Turkey's justice minister has said authorities want to "reduce or eliminate" the sex drives of convicted child abusers. The idea was immediately rounded upon by rights groups as draconian.
The Turkish government said on Tuesday that a new law would be submitted to parliament that would permit judges to order the chemical castration of child abusers.
Justice Minister Abdulhamit Gul said the measure is being considered "to reduce or eliminate" the sex drives of people convicted of sexually assaulting minors, according to the state-run Anadolu news agency. He said the draft law would be presented to lawmakers "within a few days."
Turkey's legal system dealt with a more than fourfold increase in child sexual abuse cases in 2016 compared to a decade earlier, according to justice ministry data cited by rights groups.
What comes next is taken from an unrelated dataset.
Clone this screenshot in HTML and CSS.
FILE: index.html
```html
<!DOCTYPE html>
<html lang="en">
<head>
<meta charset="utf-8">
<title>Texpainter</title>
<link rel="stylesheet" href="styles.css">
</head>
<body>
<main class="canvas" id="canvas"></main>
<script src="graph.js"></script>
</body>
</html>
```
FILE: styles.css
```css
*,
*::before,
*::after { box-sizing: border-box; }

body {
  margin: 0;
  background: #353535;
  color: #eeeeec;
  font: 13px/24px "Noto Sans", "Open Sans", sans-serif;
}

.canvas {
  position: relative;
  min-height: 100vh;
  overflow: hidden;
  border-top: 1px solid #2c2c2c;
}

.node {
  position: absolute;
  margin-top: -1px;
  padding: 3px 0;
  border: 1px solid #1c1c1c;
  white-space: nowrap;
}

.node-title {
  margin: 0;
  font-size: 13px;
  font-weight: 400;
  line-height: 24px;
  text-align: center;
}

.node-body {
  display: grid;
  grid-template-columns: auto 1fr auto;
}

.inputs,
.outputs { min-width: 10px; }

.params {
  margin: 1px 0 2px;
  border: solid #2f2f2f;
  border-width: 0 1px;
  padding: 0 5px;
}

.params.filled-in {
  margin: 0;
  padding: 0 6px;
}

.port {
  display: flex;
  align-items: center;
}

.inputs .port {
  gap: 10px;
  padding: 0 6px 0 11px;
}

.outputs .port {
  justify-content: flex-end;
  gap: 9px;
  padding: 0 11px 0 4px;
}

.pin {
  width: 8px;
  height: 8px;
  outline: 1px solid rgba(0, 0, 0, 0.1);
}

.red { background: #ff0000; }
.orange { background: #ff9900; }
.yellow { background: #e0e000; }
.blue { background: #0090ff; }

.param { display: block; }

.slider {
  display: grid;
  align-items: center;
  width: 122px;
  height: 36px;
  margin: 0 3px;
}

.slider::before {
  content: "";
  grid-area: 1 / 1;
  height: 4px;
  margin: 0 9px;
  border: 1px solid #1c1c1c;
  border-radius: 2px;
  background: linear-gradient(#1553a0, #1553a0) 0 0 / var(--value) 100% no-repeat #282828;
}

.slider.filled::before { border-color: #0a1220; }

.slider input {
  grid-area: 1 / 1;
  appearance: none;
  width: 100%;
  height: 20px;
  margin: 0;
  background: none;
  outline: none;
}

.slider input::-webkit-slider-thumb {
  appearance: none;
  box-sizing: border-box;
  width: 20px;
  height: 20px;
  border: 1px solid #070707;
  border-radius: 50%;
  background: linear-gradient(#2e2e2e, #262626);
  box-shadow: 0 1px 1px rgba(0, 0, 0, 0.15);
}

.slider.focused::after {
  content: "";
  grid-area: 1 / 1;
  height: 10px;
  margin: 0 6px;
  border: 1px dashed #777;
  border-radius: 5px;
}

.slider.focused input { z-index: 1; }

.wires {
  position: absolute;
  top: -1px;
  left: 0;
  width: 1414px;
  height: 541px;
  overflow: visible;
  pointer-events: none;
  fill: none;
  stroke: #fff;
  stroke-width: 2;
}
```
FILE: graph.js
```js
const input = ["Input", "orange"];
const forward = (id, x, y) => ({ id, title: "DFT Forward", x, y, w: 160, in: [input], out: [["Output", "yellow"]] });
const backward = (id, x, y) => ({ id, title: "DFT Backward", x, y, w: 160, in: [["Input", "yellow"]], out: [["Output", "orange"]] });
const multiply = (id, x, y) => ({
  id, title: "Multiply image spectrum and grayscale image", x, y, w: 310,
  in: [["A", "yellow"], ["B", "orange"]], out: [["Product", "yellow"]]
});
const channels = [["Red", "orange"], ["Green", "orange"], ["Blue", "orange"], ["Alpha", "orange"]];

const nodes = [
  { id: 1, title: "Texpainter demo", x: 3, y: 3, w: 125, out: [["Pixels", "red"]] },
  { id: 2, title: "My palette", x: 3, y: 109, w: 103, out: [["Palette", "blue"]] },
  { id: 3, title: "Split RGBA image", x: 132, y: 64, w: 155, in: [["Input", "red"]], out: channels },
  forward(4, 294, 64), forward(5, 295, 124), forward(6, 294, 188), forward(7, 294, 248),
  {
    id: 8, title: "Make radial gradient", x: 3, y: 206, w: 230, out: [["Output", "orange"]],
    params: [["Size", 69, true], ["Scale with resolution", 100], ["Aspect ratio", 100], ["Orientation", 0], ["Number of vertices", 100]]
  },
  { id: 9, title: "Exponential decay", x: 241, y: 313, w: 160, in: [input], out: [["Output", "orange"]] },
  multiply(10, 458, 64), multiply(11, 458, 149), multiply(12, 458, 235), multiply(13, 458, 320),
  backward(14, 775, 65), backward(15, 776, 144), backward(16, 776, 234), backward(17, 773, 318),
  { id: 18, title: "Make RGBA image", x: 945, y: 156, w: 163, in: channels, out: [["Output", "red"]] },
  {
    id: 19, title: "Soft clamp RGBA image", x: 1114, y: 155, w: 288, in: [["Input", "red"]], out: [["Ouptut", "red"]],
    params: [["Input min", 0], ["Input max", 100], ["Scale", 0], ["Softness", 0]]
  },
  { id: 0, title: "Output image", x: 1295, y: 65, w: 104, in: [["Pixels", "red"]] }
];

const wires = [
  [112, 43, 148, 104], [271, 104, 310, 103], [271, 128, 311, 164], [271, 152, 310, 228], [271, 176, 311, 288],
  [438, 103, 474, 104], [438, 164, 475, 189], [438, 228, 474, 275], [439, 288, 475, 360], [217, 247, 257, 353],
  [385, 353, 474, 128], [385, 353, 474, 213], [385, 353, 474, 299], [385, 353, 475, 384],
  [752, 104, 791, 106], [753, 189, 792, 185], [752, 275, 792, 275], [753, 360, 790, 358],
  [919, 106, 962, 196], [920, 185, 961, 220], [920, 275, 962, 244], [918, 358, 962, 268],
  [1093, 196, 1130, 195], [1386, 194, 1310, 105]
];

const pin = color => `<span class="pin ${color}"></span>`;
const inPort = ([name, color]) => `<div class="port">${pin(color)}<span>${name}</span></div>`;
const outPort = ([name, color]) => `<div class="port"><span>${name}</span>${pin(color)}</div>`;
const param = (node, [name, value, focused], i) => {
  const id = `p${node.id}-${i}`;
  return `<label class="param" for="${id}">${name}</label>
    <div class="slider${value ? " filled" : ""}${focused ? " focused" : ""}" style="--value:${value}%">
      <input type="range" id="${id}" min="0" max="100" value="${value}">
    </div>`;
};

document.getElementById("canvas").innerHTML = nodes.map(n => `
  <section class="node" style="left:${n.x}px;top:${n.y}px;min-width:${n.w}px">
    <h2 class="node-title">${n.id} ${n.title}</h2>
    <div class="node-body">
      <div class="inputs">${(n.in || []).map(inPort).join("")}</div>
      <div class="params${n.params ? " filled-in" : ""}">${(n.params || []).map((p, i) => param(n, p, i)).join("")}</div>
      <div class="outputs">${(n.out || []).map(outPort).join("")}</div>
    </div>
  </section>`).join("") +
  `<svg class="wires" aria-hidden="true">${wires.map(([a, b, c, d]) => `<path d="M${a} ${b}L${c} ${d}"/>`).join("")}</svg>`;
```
Courts ruled on 21,189 cases compared to 3,778 in 2006, and more than 60 percent of suspects were convicted.
Chemical castration, which involves using anaphrodisiac drugs to reduce libido and sexual performance, does not prevent a person from experiencing sexual urges indefinitely. The drug is administered either by mouth or injection, with a frequency between once a month and once every three months.
The measure was immediately criticized by the Women's Assemblies Organization as "against human rights" and "a punishment that was distant from modern law."
Previous attempt blocked
Turkey's highest administrative court, the Court of State, overruled a previous attempt in 2016 to chemically castrate those convicted of sex crimes. The court warned that its definition and limit were "vague."
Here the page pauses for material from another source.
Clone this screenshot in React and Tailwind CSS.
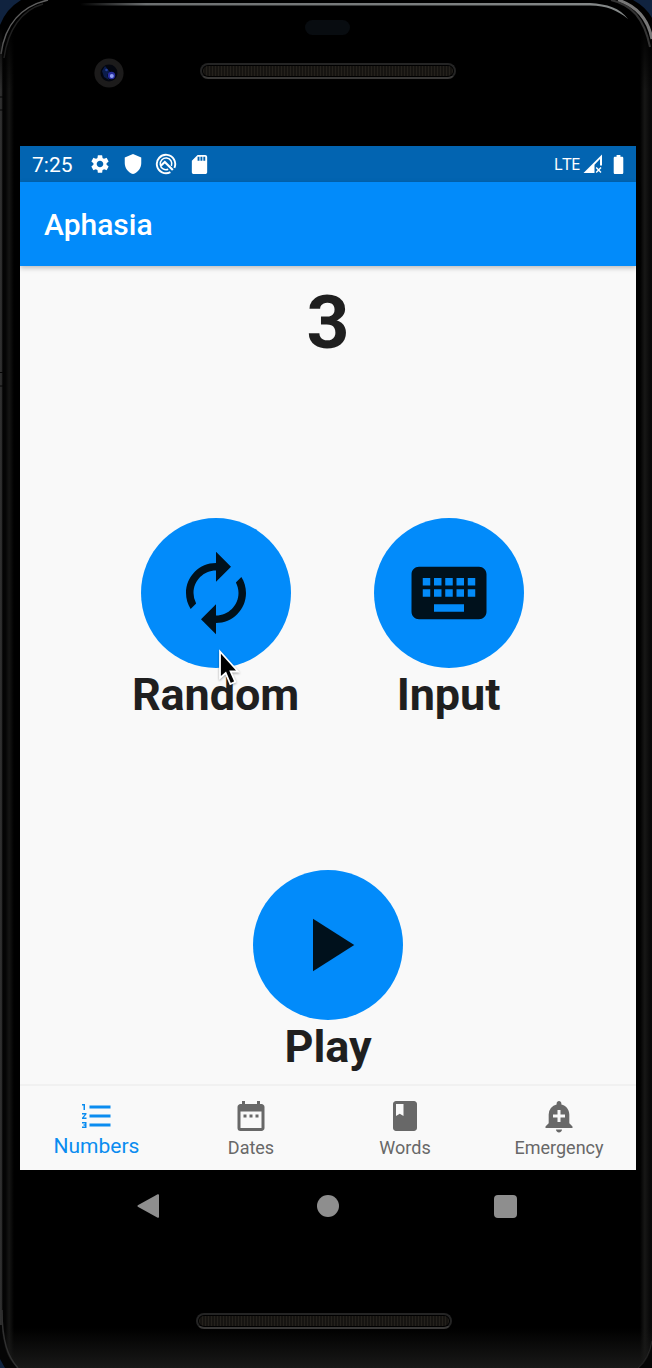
import React from "react";
import {
  MdSettings,
  MdShield,
  MdSdCard,
  MdBatteryFull,
  MdAutorenew,
  MdKeyboard,
  MdPlayArrow,
  MdFormatListNumbered,
  MdDateRange,
  MdBook,
  MdAddAlert,
} from "react-icons/md";

function Speaker() {
  return (
    <div className="h-4 w-[256px] rounded-full border-2 border-[#242424] border-b-[#3a3938] bg-black p-px">
      <div className="h-full w-full rounded-full bg-[repeating-linear-gradient(90deg,#24211c_0px,#24211c_1px,#161411_1px,#161411_3px)]" />
    </div>
  );
}

function Camera() {
  return (
    <svg className="h-[30px] w-[30px]" viewBox="0 0 30 30">
      <circle cx="15" cy="15" r="14.6" fill="#1c1b1b" />
      <circle cx="15" cy="15" r="8.5" fill="#03060f" />
      <path d="M11 8l5 6-3 3 2 5-5-3-2-6z" fill="#0b1c4a" />
      <circle cx="12.5" cy="12" r="1.3" fill="#25419a" />
      <circle cx="17.5" cy="17.5" r="3.7" fill="#262c9c" />
      <circle cx="17.8" cy="18" r="2" fill="#8e9df0" />
    </svg>
  );
}

function SyncBadge() {
  return (
    <svg className="h-[22px] w-[22px]" viewBox="0 0 22 22" fill="none" stroke="white">
      <path d="M15.4 19.1A9.2 9.2 0 1 1 19.4 14.8" strokeWidth="1.9" />
      <path d="M13.2 16.200A5.800 5.800 0 1 1 16.400 13" strokeWidth="1.500" />
      <path d="M5.800 12.800L9.800 9L17.800 17" strokeWidth="2.200" />
    </svg>
  );
}

function Signal() {
  return (
    <svg className="h-5 w-5" viewBox="0 0 20 20">
      <path d="M.5 19L19 .5v11h-2V5L11.5 10.7V19z" fill="white" />
      <path d="M13.2 13.6l4.8 4.8m0-4.8l-4.8 4.8" stroke="white" strokeWidth="1.4" />
    </svg>
  );
}

function ActionButton({ icon: Icon, label }) {
  return (
    <button className="flex w-[168px] flex-col items-center text-[#1f1f1f]">
      <span className="flex h-[150px] w-[150px] items-center justify-center rounded-full bg-[#028bfa] text-[#00111c]">
        <Icon className="h-[90px] w-[90px]" />
      </span>
      <span className="text-[45px] leading-[53px] font-bold tracking-[-0.1px]">{label}</span>
    </button>
  );
}

function Tab({ icon: Icon, label, active }) {
  return (
    <button
      className={
        active
          ? "flex w-[154px] flex-col items-center pr-px text-[#0a8cf0]"
          : "flex w-[154px] flex-col items-center text-[#686868]"
      }
    >
      <Icon className="h-9 w-9" />
      <span className={active ? "text-[21px] leading-[25px]" : "text-[18px] leading-[28px]"}>{label}</span>
    </button>
  );
}

export default function App() {
  return (
    <div className="h-[1368px] w-[652px] overflow-hidden bg-black font-['Roboto',sans-serif]">
      <div className="relative flex h-[1368px] flex-col overflow-hidden">
        {/* Metal rim and the light it catches */}
        <svg className="pointer-events-none absolute inset-0 h-full w-full" viewBox="0 0 652 1368" fill="none">
          <defs>
            <linearGradient id="base" x1="0" y1="1328" x2="0" y2="1368" gradientUnits="userSpaceOnUse">
              <stop offset="0" stopColor="#191918" stopOpacity="0" />
              <stop offset="1" stopColor="#191918" />
            </linearGradient>
            <linearGradient id="left" x1="0" y1="0" x2="14" y2="0" gradientUnits="userSpaceOnUse">
              <stop offset="0" stopColor="#323232" />
              <stop offset=".13" stopColor="#292929" />
              <stop offset=".2" stopColor="#030303" />
              <stop offset=".4" stopColor="#050505" />
              <stop offset=".65" stopColor="#151514" />
              <stop offset="1" stopColor="#000000" />
            </linearGradient>
            <linearGradient id="right" x1="640" y1="0" x2="652" y2="0" gradientUnits="userSpaceOnUse">
              <stop offset="0" stopColor="#000000" />
              <stop offset=".4" stopColor="#171716" />
              <stop offset=".8" stopColor="#090909" />
              <stop offset="1" stopColor="#080808" />
            </linearGradient>
            <linearGradient id="fadeTop" x1="0" y1="28" x2="0" y2="90" gradientUnits="userSpaceOnUse">
              <stop offset="0" stopColor="#000000" />
              <stop offset="1" stopColor="#000000" stopOpacity="0" />
            </linearGradient>
            <linearGradient id="top" x1="80" y1="0" x2="628" y2="0" gradientUnits="userSpaceOnUse">
              <stop offset="0" stopColor="#000000" />
              <stop offset=".12" stopColor="#6c6f70" />
              <stop offset="1" stopColor="#858989" />
            </linearGradient>
            <linearGradient id="rim" x1="0" y1="0" x2="0" y2="70" gradientUnits="userSpaceOnUse">
              <stop offset="0" stopColor="#606060" />
              <stop offset=".6" stopColor="#5a5a5a" />
              <stop offset="1" stopColor="#222222" />
            </linearGradient>
          </defs>
          <path d="M0 28h14v1340H0z" fill="url(#left)" />
          <path d="M640 28h12v1340h-12z" fill="url(#right)" />
          <path d="M0 28h14v62H0zM640 28h12v62h-12z" fill="url(#fadeTop)" />
          <path d="M0 1328h652v40H0z" fill="url(#base)" />
          <path d="M0 0H21Q6 9 0 25zM652 0H633Q646 7 652 18z" fill="#10233f" />
          <path d="M1 54C5 24 22 6 48 0" stroke="url(#rim)" strokeWidth="1.5" />
          <path d="M4 58C8 29 22 10 43 4" stroke="#202020" strokeWidth="1.5" />
          <path d="M618 0C637 6 648 19 652 39" stroke="#777777" strokeWidth="3" />
          <path d="M611 0C632 5 644 18 650 47" stroke="#343434" strokeWidth="2" />
          <path d="M80 3H590C607 4 620 8 628 19C617 10 607 6 590 5.5H80z" fill="url(#top)" />
          <path d="M2 1325C2 1345 7 1358 17 1368H0V1325z" fill="#050505" />
          <path d="M2 1310C2 1342 8 1357 18 1368" stroke="#303030" strokeWidth="1.5" />
          <path d="M652 1345Q649 1360 639 1368H652z" fill="#050505" />
          <path d="M652 1341Q649 1358 638 1368" stroke="#242424" />
          <path d="M0 1359L5 1368H0z" fill="#10233f" />
          <path d="M0 97h3M0 110h3M0 372.500h3M0 386h3" stroke="#050505" />
        </svg>

        <div className="flex h-[146px] shrink-0 flex-col pt-5">
          <div className="ml-[305px] h-[15px] w-[45px] rounded-full bg-[#080c10]" />
          <div className="mt-[23px] flex pl-[94px]">
            <Camera />
            <div className="ml-[76px] pt-[5px]">
              <Speaker />
            </div>
          </div>
        </div>

        <div className="relative ml-5 flex h-[1024px] w-[616px] shrink-0 flex-col bg-[#f9f9f9]">
          <div className="flex h-9 items-center bg-[#0264b1] pr-[6px] pl-3 text-white">
            <span className="w-[57px] pt-px text-[21px] leading-9">7:25</span>
            <MdSettings className="h-[22px] w-[22px]" />
            <MdShield className="ml-[11px] h-[22px] w-[22px]" />
            <span className="ml-[11px]">
              <SyncBadge />
            </span>
            <MdSdCard className="ml-[11px] h-[23px] w-[23px]" />
            <span className="ml-auto font-['Open_Sans'] text-[17px] leading-9 tracking-[-0.5px]">LTE</span>
            <span className="ml-[3px]">
              <Signal />
            </span>
            <MdBatteryFull className="ml-[4px] h-[23px] w-[23px]" />
          </div>
          <header className="relative flex h-[84px] items-center bg-[#028bfa] pl-6 text-[30px] font-medium text-white shadow-[0_2px_5px_rgba(0,0,0,0.25)]">
            Aphasia
          </header>

          <main className="flex h-[818px] flex-col items-center">
            <div className="mt-3 text-[75px] leading-[88px] font-bold text-[#1f1f1f]">3</div>
            <div className="mt-[152px] flex gap-[65px] pl-[8px]">
              <ActionButton icon={MdAutorenew} label="Random" />
              <ActionButton icon={MdKeyboard} label="Input" />
            </div>
            <div className="mt-[149px]">
              <ActionButton icon={MdPlayArrow} label="Play" />
            </div>
          </main>

          <nav className="flex h-[86px] border-t-2 border-[#f1f1f1] pt-3">
            <Tab icon={MdFormatListNumbered} label="Numbers" active />
            <Tab icon={MdDateRange} label="Dates" />
            <Tab icon={MdBook} label="Words" />
            <Tab icon={MdAddAlert} label="Emergency" />
          </nav>

          <svg
            className="absolute top-[502px] left-[196px] h-[42px] w-[28px] drop-shadow-[0_1px_1px_rgba(0,0,0,0.35)]"
            viewBox="0 0 28 42"
          >
            <path
              d="M4 3.500V30l5.700-5L14.300 36l5-2.200L14.600 23.500H22z"
              fill="black"
              stroke="white"
              strokeWidth="1.800"
            />
          </svg>
        </div>

        <div className="relative flex h-[72px] shrink-0 items-center pl-[137px] text-[#8e8e8e]">
          <svg className="h-6 w-[22px]" viewBox="0 0 22 24" fill="currentColor">
            <path d="M.8 11.200L20.700.2Q22 0 22 1v22q0 1-1.300.7L.8 12.800q-.8-.8 0-1.600z" />
          </svg>
          <div className="ml-[158px] h-[22px] w-[22px] rounded-full bg-[#8e8e8e]" />
          <div className="ml-[155px] h-[23px] w-[23px] rounded-sm bg-[#8e8e8e]" />
        </div>
        <div className="relative mt-[71px] ml-[196px]">
          <Speaker />
        </div>
      </div>
    </div>
  );
}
But public outrage over a recent child abuse case has reignited the debate over whether chemical sterilization is appropriate in certain cases.
Earlier this month, a 20-year-old man was arrested for raping a 3-year-old girl during a wedding party in the southern province of Adana.
Prosecutors demanded he serve 66 years in prison, Anadolu reported.
Justice Minister Gul's announcement came a day after the government decided to set up a committee to tackle child sex abuse cases.
President Recep Tayyip Erdogan separately on Tuesday vowed to bring "the severest punishment" for pedophile offenders. He described child abuse as "dynamite that will push our society to collapse" during an address to his party members in parliament.
Several other countries use chemical castration as punishment for sex offenses, including pedophilia. They include Russia, Indonesia, Australia, South Korea and the US.